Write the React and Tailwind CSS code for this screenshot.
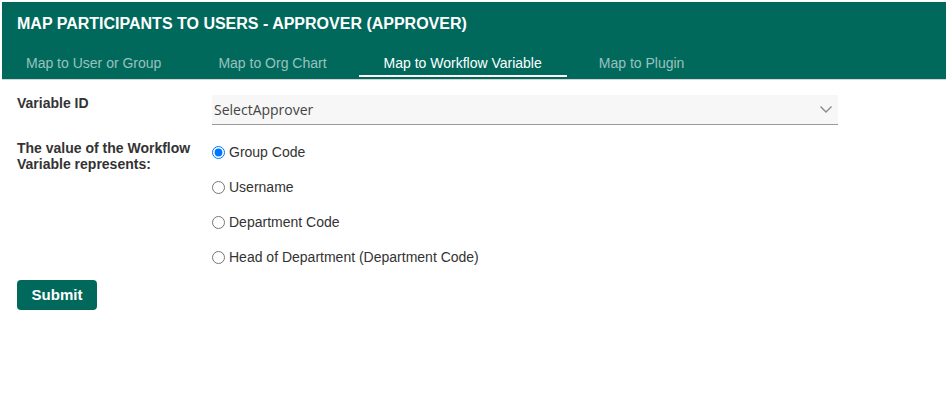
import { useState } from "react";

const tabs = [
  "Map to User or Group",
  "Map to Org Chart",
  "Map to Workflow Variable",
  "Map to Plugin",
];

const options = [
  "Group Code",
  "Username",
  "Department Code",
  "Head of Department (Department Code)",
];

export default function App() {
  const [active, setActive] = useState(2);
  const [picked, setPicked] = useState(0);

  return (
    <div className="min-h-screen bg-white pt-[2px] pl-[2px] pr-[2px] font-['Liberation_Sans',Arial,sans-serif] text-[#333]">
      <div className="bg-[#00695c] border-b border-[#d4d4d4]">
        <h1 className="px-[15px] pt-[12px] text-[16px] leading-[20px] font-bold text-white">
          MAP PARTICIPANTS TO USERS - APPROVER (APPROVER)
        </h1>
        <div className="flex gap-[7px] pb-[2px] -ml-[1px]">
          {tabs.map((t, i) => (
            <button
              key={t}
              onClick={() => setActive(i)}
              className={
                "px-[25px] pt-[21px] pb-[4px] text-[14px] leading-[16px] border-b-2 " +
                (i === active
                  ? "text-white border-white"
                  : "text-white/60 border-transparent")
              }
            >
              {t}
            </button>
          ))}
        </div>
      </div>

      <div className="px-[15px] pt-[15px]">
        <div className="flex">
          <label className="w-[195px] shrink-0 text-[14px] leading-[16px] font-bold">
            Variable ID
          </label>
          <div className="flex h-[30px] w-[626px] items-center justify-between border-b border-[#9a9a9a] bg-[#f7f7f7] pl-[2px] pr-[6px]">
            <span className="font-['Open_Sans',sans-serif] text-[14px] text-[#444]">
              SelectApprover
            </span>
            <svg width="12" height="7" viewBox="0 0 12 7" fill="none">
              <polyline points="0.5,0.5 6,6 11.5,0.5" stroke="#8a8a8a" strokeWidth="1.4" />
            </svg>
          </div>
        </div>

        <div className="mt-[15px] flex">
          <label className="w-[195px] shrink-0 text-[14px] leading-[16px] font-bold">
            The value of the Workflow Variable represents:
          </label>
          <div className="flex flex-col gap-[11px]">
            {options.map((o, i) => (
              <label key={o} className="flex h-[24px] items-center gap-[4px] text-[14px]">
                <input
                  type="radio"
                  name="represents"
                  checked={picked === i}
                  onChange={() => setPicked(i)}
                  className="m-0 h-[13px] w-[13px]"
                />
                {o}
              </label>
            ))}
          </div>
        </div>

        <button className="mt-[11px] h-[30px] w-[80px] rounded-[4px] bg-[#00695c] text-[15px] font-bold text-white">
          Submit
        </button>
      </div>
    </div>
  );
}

******************************

▶ What is required: Repeat the data exactly in full, omitting its pictures.

▶ Reply:
Write the React and Tailwind CSS code for this screenshot.
import { useState } from "react";

const tabs = [
  "Map to User or Group",
  "Map to Org Chart",
  "Map to Workflow Variable",
  "Map to Plugin",
];

const options = [
  "Group Code",
  "Username",
  "Department Code",
  "Head of Department (Department Code)",
];

export default function App() {
  const [active, setActive] = useState(2);
  const [picked, setPicked] = useState(0);

  return (
    <div className="min-h-screen bg-white pt-[2px] pl-[2px] pr-[2px] font-['Liberation_Sans',Arial,sans-serif] text-[#333]">
      <div className="bg-[#00695c] border-b border-[#d4d4d4]">
        <h1 className="px-[15px] pt-[12px] text-[16px] leading-[20px] font-bold text-white">
          MAP PARTICIPANTS TO USERS - APPROVER (APPROVER)
        </h1>
        <div className="flex gap-[7px] pb-[2px] -ml-[1px]">
          {tabs.map((t, i) => (
            <button
              key={t}
              onClick={() => setActive(i)}
              className={
                "px-[25px] pt-[21px] pb-[4px] text-[14px] leading-[16px] border-b-2 " +
                (i === active
                  ? "text-white border-white"
                  : "text-white/60 border-transparent")
              }
            >
              {t}
            </button>
          ))}
        </div>
      </div>

      <div className="px-[15px] pt-[15px]">
        <div className="flex">
          <label className="w-[195px] shrink-0 text-[14px] leading-[16px] font-bold">
            Variable ID
          </label>
          <div className="flex h-[30px] w-[626px] items-center justify-between border-b border-[#9a9a9a] bg-[#f7f7f7] pl-[2px] pr-[6px]">
            <span className="font-['Open_Sans',sans-serif] text-[14px] text-[#444]">
              SelectApprover
            </span>
            <svg width="12" height="7" viewBox="0 0 12 7" fill="none">
              <polyline points="0.5,0.5 6,6 11.5,0.5" stroke="#8a8a8a" strokeWidth="1.4" />
            </svg>
          </div>
        </div>

        <div className="mt-[15px] flex">
          <label className="w-[195px] shrink-0 text-[14px] leading-[16px] font-bold">
            The value of the Workflow Variable represents:
          </label>
          <div className="flex flex-col gap-[11px]">
            {options.map((o, i) => (
              <label key={o} className="flex h-[24px] items-center gap-[4px] text-[14px]">
                <input
                  type="radio"
                  name="represents"
                  checked={picked === i}
                  onChange={() => setPicked(i)}
                  className="m-0 h-[13px] w-[13px]"
                />
                {o}
              </label>
            ))}
          </div>
        </div>

        <button className="mt-[11px] h-[30px] w-[80px] rounded-[4px] bg-[#00695c] text-[15px] font-bold text-white">
          Submit
        </button>
      </div>
    </div>
  );
}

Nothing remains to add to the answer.